Finché, qualche tempo dopo, il passo successivo. “Se possiamo raggiungere certi risultati con i cani della prateria, possiamo fare altrettanto, se non oltre, con cani e gatti domestici”, animali dalle dinamiche comunicative senz’altro meno complesse. Collaborando con un informatico, oggi Slobodchikoff si impegna in un lavoro ambizioso: creare un dispositivo ‒ una sorta di traduttore ‒ che grazie ad un particolare algoritmo possa convertire i versi dei cani in lingua inglese. Per riuscirci, il ricercatore si serve di video in cui i cani sono impegnati in attività di varia natura, così da insegnare all’intelligenza artificiale il significato dei vari segnali ‒ non solo latrati, ringhia e ululati ma anche movimenti ed espressioni facciali.

Uno strumento tecnologico capace di “interpretare” messaggi esterni, quindi, oggi non può ancora fare a meno dell’elaborazione umana.

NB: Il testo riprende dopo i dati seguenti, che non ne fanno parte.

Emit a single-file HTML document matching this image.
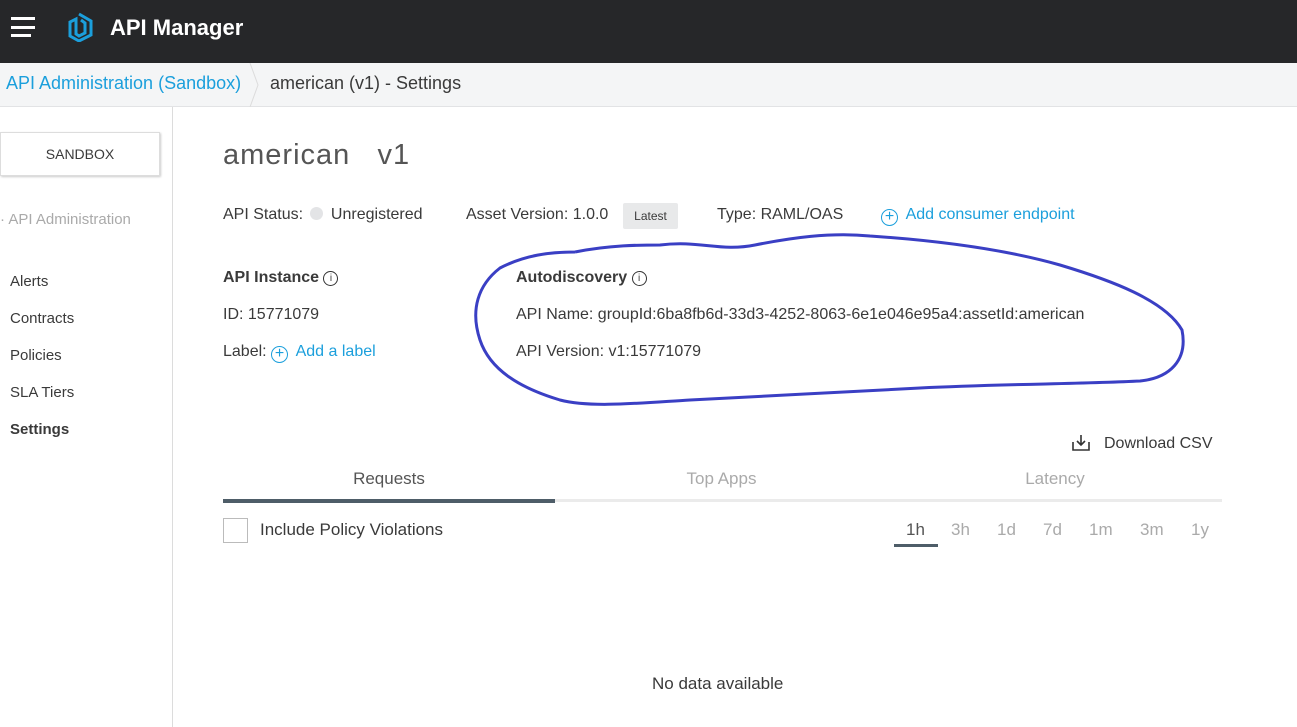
<!DOCTYPE html>
<html><head><style>
*{margin:0;padding:0;box-sizing:border-box}
body{width:1297px;height:727px;overflow:hidden;background:#fff;font-family:"Liberation Sans",sans-serif;color:#3a3a3a;position:relative}
.top{position:absolute;left:0;top:0;width:1297px;height:63px;background:#262729}
.bc{position:absolute;left:0;top:63px;width:1297px;height:44px;background:#f4f5f6;border-bottom:1px solid #e2e3e5}
.a{position:absolute;white-space:nowrap}
.side{position:absolute;left:172px;top:107px;width:1px;height:620px;background:#dcdcdc}
.blue{color:#1b9fdc}
.nav{font-size:15px;color:#3a3a3a}
.pl{display:inline-block;width:17px;height:17px;border:1.5px solid #1b9fdc;border-radius:50%;text-align:center;line-height:13px;font-size:16px;vertical-align:-2px;margin-right:4px}
</style></head><body>
<div class="top"></div>
<div class="a" style="left:11px;top:17px;width:24px;height:3px;background:#fff"></div>
<div class="a" style="left:11px;top:26px;width:24px;height:3px;background:#fff"></div>
<div class="a" style="left:11px;top:34px;width:20px;height:3px;background:#fff"></div>
<svg class="a" style="left:64px;top:12px" width="30" height="30" viewBox="0 0 30 30"><path d="M15 2 L27 9 L27 23 L15 29 L6 24 L6 10 L12 7 L12 22 L15 24 L21 21 L21 11 L17 8" fill="none" stroke="#1b9fdc" stroke-width="3"/></svg>
<div class="a" style="left:110px;top:15px;font-size:22px;font-weight:bold;color:#fff">API Manager</div>
<div class="bc"></div>
<div class="a blue" style="left:6px;top:73px;font-size:18px">API Administration (Sandbox)</div>
<svg class="a" style="left:248px;top:63px" width="14" height="44"><path d="M2 0 L10 22 L2 44" stroke="#dcdcdc" fill="none"/></svg>
<div class="a" style="left:270px;top:73px;font-size:18px">american (v1) - Settings</div>
<div class="side"></div>
<div class="a" style="left:0;top:132px;width:160px;height:44px;border:1px solid #ddd;box-shadow:1px 1px 2px #ccc;font-size:14px;text-align:center;line-height:42px">SANDBOX</div>
<div class="a" style="left:0;top:211px;font-size:15px;color:#aaa">· API Administration</div>
<div class="a nav" style="left:10px;top:273px">Alerts</div>
<div class="a nav" style="left:10px;top:310px">Contracts</div>
<div class="a nav" style="left:10px;top:347px">Policies</div>
<div class="a nav" style="left:10px;top:384px">SLA Tiers</div>
<div class="a nav" style="left:10px;top:421px;font-weight:bold">Settings</div>
<div class="a" style="left:223px;top:139px;font-size:29px;letter-spacing:1px;color:#555">american &nbsp;&nbsp;v1</div>
<div class="a" style="left:223px;top:206px;font-size:16px">API Status: <span style="display:inline-block;width:13px;height:13px;border-radius:50%;background:#e3e4e6;vertical-align:-1px;margin:0 3px"></span> Unregistered</div>
<div class="a" style="left:466px;top:206px;font-size:16px">Asset Version: 1.0.0</div>
<div class="a" style="left:623px;top:203px;width:55px;height:26px;background:#e8e9ea;border-radius:2px;font-size:12px;text-align:center;line-height:26px">Latest</div>
<div class="a" style="left:717px;top:206px;font-size:16px">Type: RAML/OAS</div>
<div class="a blue" style="left:881px;top:206px;font-size:16px"><span class="pl">+</span> Add consumer endpoint</div>
<div class="a" style="left:223px;top:269px;font-size:16px;font-weight:bold">API Instance <span style="display:inline-block;width:15px;height:15px;border:1.3px solid #333;border-radius:50%;font-size:10px;text-align:center;line-height:13px;font-weight:normal;vertical-align:1px">i</span></div>
<div class="a" style="left:223px;top:306px;font-size:16px">ID: 15771079</div>
<div class="a" style="left:223px;top:343px;font-size:16px">Label: <span class="blue"><span class="pl">+</span> Add a label</span></div>
<div class="a" style="left:516px;top:269px;font-size:16px;font-weight:bold">Autodiscovery <span style="display:inline-block;width:15px;height:15px;border:1.3px solid #333;border-radius:50%;font-size:10px;text-align:center;line-height:13px;font-weight:normal;vertical-align:1px">i</span></div>
<div class="a" style="left:516px;top:306px;font-size:16px">API Name: groupId:6ba8fb6d-33d3-4252-8063-6e1e046e95a4:assetId:american</div>
<div class="a" style="left:516px;top:343px;font-size:16px">API Version: v1:15771079</div>
<svg class="a" style="left:0;top:0" width="1297" height="727"><path d="M575 252 C610 245 640 245 660 245 C700 240 720 252 755 245 C790 238 830 232 870 236 C930 240 1000 248 1060 265 C1110 280 1165 300 1182 330 C1188 360 1170 378 1140 381 C1080 384 1000 384 920 388 C850 392 760 396 690 400 C640 403 590 408 560 400 C520 388 490 370 480 340 C470 310 478 285 500 268 C525 255 550 252 575 252" fill="none" stroke="#3a3fc4" stroke-width="3"/></svg>
<svg class="a" style="left:1071px;top:434px" width="20" height="18"><path d="M10 1 V11 M6 7 L10 11 L14 7 M2 8 V16 H18 V8" stroke="#333" stroke-width="1.6" fill="none"/></svg>
<div class="a" style="left:1104px;top:435px;font-size:16px">Download CSV</div>
<div class="a" style="left:223px;top:469px;width:332px;text-align:center;font-size:17px;color:#555">Requests</div>
<div class="a" style="left:555px;top:469px;width:333px;text-align:center;font-size:17px;color:#aaa">Top Apps</div>
<div class="a" style="left:888px;top:469px;width:334px;text-align:center;font-size:17px;color:#aaa">Latency</div>
<div class="a" style="left:223px;top:499px;width:999px;height:3px;background:#ebebeb"></div>
<div class="a" style="left:223px;top:499px;width:332px;height:4px;background:#4e5d68"></div>
<div class="a" style="left:223px;top:518px;width:25px;height:25px;border:1px solid #bbb"></div>
<div class="a" style="left:260px;top:520px;font-size:17px">Include Policy Violations</div>
<div class="a" style="left:906px;top:520px;font-size:17px;color:#555">1h</div>
<div class="a" style="left:894px;top:544px;width:44px;height:3px;background:#4e5d68"></div>
<div class="a" style="left:951px;top:520px;font-size:17px;color:#aaa">3h</div>
<div class="a" style="left:997px;top:520px;font-size:17px;color:#aaa">1d</div>
<div class="a" style="left:1043px;top:520px;font-size:17px;color:#aaa">7d</div>
<div class="a" style="left:1089px;top:520px;font-size:17px;color:#aaa">1m</div>
<div class="a" style="left:1140px;top:520px;font-size:17px;color:#aaa">3m</div>
<div class="a" style="left:1191px;top:520px;font-size:17px;color:#aaa">1y</div>
<div class="a" style="left:652px;top:674px;font-size:17px">No data available</div>
</body></html>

Slobodchikoff, tuttavia, sostiene di voler sfruttare il progresso tecnologico per condurre esperimenti che gli permetteranno di comprendere sempre più a fondo il significato del comportamento animale. Un approccio che, secondo le sue aspettative, nell’arco di dieci anni darà vita ad un dispositivo mai visto: basterà puntarlo verso il proprio cane per poter sentire in pochi secondi “portami a spasso!” o “non sono stato io!”, in perfetto linguaggio umano.

Un giorno, in futuro, questi traduttori potrebbero rivoluzionare il modo in cui ci prendiamo cura dei nostri animali, minimizzando gli errori che talvolta commettiamo nell’interpretare i loro segnali. Ma al di là dell’aspetto emotivo, strumenti di questo tipo potranno essere utili in senso più ampio, a partire dal lavoro. Agli allevatori, per esempio, potrebbe far comodo rilevare istantaneamente e con certezza lo stato di salute degli animali: proprio questa è la scopo di un algoritmo messo a punto dai ricercatori dell’Università di Cambridge, in grado di capire se una pecora prova dolore grazie all’analisi delle sue espressioni facciali. Stiamo parlando di strumenti, insomma, che potenzialmente apriranno orizzonti a cui oggi siamo ancora lontani. Intanto Slobodchikoff l’anno scorso ha fondato Zoolingua, azienda con cui porterà avanti le sue intenzioni: aprire una nuova era nella comunicazione tra esseri umani e animali.